THE YEARS OF LA DOLCE VITA

Brigitte Bardot in Spoleto, June 1961. MGMC & Solares Fondazione delle Arti.

Gotcha! The old snapper trick of diverting the subject’s attention works again. Brigitte Bardot in Spoleto, June 1961. Marcello Geppetti. MGMC & Solares Fondazione delle Arti.

The Estorick Collection in London usually specialises in exhibitions of modern Italian art, yet its current show contains 80 photographs portraying the period of la dolce vita, literally the sweet life, and the title of Federico Fellini’s famous 1960 film, shot in and around Rome.

Its anti-hero, Marcello Mastroianni, plays world-weary journalist Marcello Rubini and his snapper sidekick is called Paparazzo. Fellini apparently took the name from a man he met in Calabria and it is still used in one Italian dialect to mean ‘sparrow’. Fellini himself explained that the photographers hopping and scurrying around celebrities reminded him of the small birds.

The actress Audrey Hepburn walking her dog in a Rome street in 1961.

Audrey Hepburn caught unawares by Geppetti’s flash in a Rome street in 1961. Marcello Geppetti. MGMC & Solares Fondazione delle Arti.

The bulk of the exhibition contains the work of one of the foremost paparazzi of the era, Marcello Geppetti, who would race up and down the classy via Veneto in Rome on his trusty Vespa, Rolleiflex slung over the shoulder, in search of film actors and celebrities to snap. The Hollywood stars were usually in Rome to film at its famous Cinecittà Studios where set time was cheaper than in the USA and the crew just as talented. Italian celebrities had become used to being papped by the likes of Geppetti and his colleagues as there was a ready market for the pictures in Oggi, the best-selling gossip mag of the day,  and so the two worlds of Hollywood and the Italian paparazzi came together in the Eternal City.

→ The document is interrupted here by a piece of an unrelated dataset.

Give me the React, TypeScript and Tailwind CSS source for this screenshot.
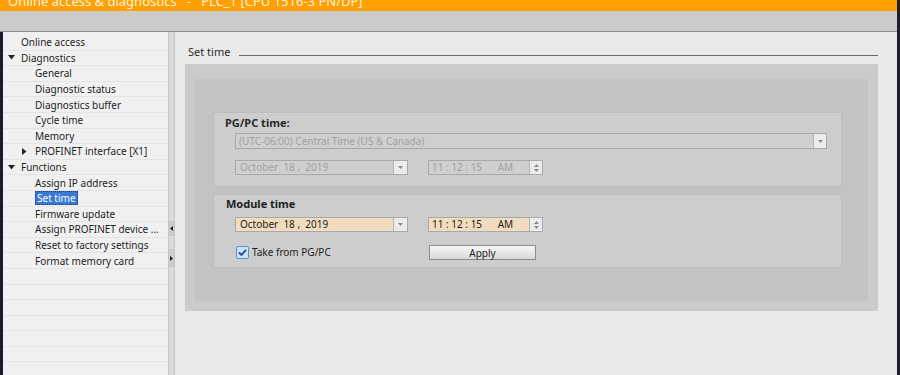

And there to capture it all was Geppetti. He left an archive of more than one million images and if the selection at the Estorick is typical, he was clearly more than a mere paparazzo. He made his name in serious photojournalism and American Photo magazine has described him as “the most undervalued photographer in history”. This show lends some weight to that view.

The actress Rita Hayworth laughing while out in Rome in 1960.

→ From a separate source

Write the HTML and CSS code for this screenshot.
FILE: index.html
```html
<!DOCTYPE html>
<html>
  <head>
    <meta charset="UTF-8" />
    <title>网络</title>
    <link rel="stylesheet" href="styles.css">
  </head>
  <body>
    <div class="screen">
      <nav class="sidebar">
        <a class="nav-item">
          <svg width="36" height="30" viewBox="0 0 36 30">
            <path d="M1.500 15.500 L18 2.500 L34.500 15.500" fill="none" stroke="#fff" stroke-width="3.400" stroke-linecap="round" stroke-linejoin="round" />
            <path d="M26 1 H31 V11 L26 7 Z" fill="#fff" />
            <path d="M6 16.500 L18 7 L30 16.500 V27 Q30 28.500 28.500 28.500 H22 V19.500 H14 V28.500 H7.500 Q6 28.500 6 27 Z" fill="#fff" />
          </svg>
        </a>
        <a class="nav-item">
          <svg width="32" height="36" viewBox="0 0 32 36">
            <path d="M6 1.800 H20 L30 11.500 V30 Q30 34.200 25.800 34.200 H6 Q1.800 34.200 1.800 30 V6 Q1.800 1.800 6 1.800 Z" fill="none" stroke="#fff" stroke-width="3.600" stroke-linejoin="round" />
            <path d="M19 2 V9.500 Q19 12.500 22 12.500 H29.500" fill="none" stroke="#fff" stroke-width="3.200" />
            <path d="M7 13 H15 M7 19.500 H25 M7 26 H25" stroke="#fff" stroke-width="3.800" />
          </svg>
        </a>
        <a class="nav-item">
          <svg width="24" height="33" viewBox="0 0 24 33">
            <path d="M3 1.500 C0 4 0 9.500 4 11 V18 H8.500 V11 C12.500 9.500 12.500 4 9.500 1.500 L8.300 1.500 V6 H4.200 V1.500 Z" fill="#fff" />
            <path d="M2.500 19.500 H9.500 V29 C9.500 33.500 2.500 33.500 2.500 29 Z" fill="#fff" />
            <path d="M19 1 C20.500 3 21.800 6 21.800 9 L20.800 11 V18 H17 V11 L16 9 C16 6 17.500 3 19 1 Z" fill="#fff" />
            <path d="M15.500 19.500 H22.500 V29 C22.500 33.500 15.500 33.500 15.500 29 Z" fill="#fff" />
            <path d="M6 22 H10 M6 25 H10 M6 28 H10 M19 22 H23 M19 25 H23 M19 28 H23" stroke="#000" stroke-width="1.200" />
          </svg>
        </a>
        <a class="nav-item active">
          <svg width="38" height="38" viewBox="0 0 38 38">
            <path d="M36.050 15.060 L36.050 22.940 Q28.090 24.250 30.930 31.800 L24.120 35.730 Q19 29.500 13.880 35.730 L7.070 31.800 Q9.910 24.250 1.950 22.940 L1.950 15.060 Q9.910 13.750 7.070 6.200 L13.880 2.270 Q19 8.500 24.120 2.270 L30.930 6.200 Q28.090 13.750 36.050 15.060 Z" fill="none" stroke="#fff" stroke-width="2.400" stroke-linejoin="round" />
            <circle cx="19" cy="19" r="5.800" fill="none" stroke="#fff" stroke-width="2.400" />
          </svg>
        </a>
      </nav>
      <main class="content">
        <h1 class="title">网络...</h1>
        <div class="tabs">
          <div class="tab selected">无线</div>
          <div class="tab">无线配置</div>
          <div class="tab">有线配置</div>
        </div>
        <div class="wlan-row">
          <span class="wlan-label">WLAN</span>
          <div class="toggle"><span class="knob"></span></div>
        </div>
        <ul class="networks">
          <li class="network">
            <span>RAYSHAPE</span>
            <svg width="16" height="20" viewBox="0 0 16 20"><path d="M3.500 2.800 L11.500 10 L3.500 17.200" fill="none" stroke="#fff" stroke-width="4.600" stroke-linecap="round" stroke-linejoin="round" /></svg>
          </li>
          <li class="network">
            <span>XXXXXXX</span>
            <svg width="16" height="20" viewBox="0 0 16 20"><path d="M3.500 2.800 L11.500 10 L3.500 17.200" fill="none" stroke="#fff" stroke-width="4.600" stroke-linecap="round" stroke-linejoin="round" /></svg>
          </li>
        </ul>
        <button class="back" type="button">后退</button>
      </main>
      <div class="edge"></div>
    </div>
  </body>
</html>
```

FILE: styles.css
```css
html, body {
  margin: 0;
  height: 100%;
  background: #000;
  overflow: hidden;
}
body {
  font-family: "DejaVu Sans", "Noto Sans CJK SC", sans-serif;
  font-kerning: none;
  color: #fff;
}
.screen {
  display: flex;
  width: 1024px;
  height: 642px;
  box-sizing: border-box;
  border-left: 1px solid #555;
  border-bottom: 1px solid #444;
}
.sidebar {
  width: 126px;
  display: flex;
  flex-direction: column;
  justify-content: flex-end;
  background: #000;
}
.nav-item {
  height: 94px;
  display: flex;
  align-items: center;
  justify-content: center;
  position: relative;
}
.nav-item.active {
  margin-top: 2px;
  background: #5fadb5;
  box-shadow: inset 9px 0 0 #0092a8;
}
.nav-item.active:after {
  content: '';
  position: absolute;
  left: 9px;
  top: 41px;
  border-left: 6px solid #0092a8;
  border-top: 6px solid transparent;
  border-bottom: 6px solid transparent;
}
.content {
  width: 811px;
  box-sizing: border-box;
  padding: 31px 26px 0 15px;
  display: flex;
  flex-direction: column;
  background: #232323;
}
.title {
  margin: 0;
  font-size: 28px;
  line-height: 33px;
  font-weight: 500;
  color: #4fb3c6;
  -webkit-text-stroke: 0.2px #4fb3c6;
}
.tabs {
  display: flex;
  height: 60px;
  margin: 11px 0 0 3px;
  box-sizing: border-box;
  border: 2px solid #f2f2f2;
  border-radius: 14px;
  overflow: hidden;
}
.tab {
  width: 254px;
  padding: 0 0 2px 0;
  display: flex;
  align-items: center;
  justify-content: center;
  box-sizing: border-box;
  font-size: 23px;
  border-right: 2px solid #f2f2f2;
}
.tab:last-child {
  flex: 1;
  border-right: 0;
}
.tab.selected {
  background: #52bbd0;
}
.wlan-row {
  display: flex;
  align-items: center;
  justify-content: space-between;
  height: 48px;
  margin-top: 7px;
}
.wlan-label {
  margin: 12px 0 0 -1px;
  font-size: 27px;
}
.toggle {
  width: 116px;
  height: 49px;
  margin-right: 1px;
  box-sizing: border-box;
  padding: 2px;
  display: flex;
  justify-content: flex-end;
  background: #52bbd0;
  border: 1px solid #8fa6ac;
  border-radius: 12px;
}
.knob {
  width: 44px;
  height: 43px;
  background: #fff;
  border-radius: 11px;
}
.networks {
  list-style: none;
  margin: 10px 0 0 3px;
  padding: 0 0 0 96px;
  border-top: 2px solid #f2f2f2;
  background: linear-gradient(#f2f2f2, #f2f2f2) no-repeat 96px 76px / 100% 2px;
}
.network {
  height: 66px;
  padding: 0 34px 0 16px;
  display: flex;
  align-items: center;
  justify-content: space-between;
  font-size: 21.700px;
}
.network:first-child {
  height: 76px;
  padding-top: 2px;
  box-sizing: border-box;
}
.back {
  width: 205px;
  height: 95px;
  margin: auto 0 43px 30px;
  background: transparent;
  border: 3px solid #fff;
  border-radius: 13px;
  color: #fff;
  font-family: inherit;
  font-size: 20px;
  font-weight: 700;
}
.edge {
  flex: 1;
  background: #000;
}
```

Every inch the Hollywood star. Rita Hayworth could have stepped out of a scene from La Dolce Vita as she laughs on a night out in Rome in 1960. Marcello Geppetti. MGMC & Solares Fondazione delle Arti.

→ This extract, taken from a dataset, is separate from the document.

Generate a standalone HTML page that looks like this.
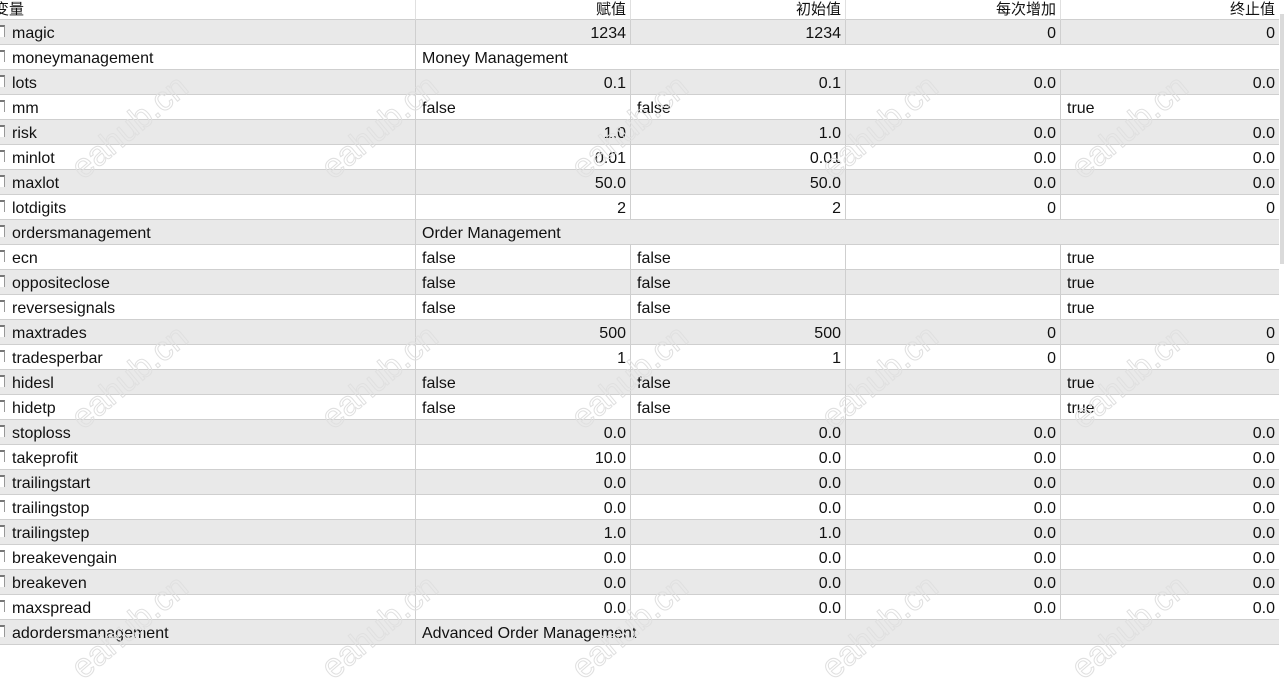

He captures a joyful and stunning Rita Hayworth in 1960; a cheeky Brigitte Bardot the following year faced by a sea of snappers as her attention is caught by a remark to make her turn round and face Geppetti’s camera. And Jean-Paul Belmondo and Ursula Andress, eating together in a quiet trattoria, probably never imagined they would be papped that night by Geppetti.

The actors Jean-Paul Belmondo and Ursula Andress eating in a Rome restaurant in 1965 having worked on the film Up to His Ears.

Jean-Paul Belmondo and Ursula Andress were having a quiet meal in a Rome trattoria after filming together in 1965 when who should turn up unannounced but Marcello Geppetti. MGMC & Solares Fondazione delle Arti.

A few of the photographs in the exhibition were taken by Arturo Zavattini, Fellini’s camera operator on La Dolce Vita. These are obviously staged to a degree and therefore less spontaneous than Geppetti’s smash-and-grab style but his image of Mastroianni exhaling smoke on set, his black quiff stretching over his forehead, is memorable and evocative of the era.

BB was always up for the snappers, smiling and graceful at all times and one particular snap of her leaving a Rome restaurant in 1967 oozes star quality and sheer sexual aura.

The French actress Brigitte Bardot leaves a restaurant in Italy in April, 1967.

Brigitte Bardot leaving a restaurant in April 1967. Marcello Geppetti. MGMC & Solares Fondazione delle Arti.

 

But not everyone was pleased to see Geppetti and his colleagues. Audrey Hepburn always appeared a reluctant subject, caught wide-eyed and startled by Geppetti’s flash in a Rome street as she walks her dog, pursued on another day into a grocery store and then followed shortly after into a bakery where she seems resigned to her fate, gazing down wearily at the counter, her right arm coming up to rest on her cheek.

The actress Audrey Hepburn leans wearily on a bakery counter in Rome in November 1961 as she is snapped by Marcello Geppetti.

Audrey Hepburn wearily admits defeat in a Rome Bakery in November 1961. Marcello Geppetti. MGMC & Solares Fondazione delle Arti.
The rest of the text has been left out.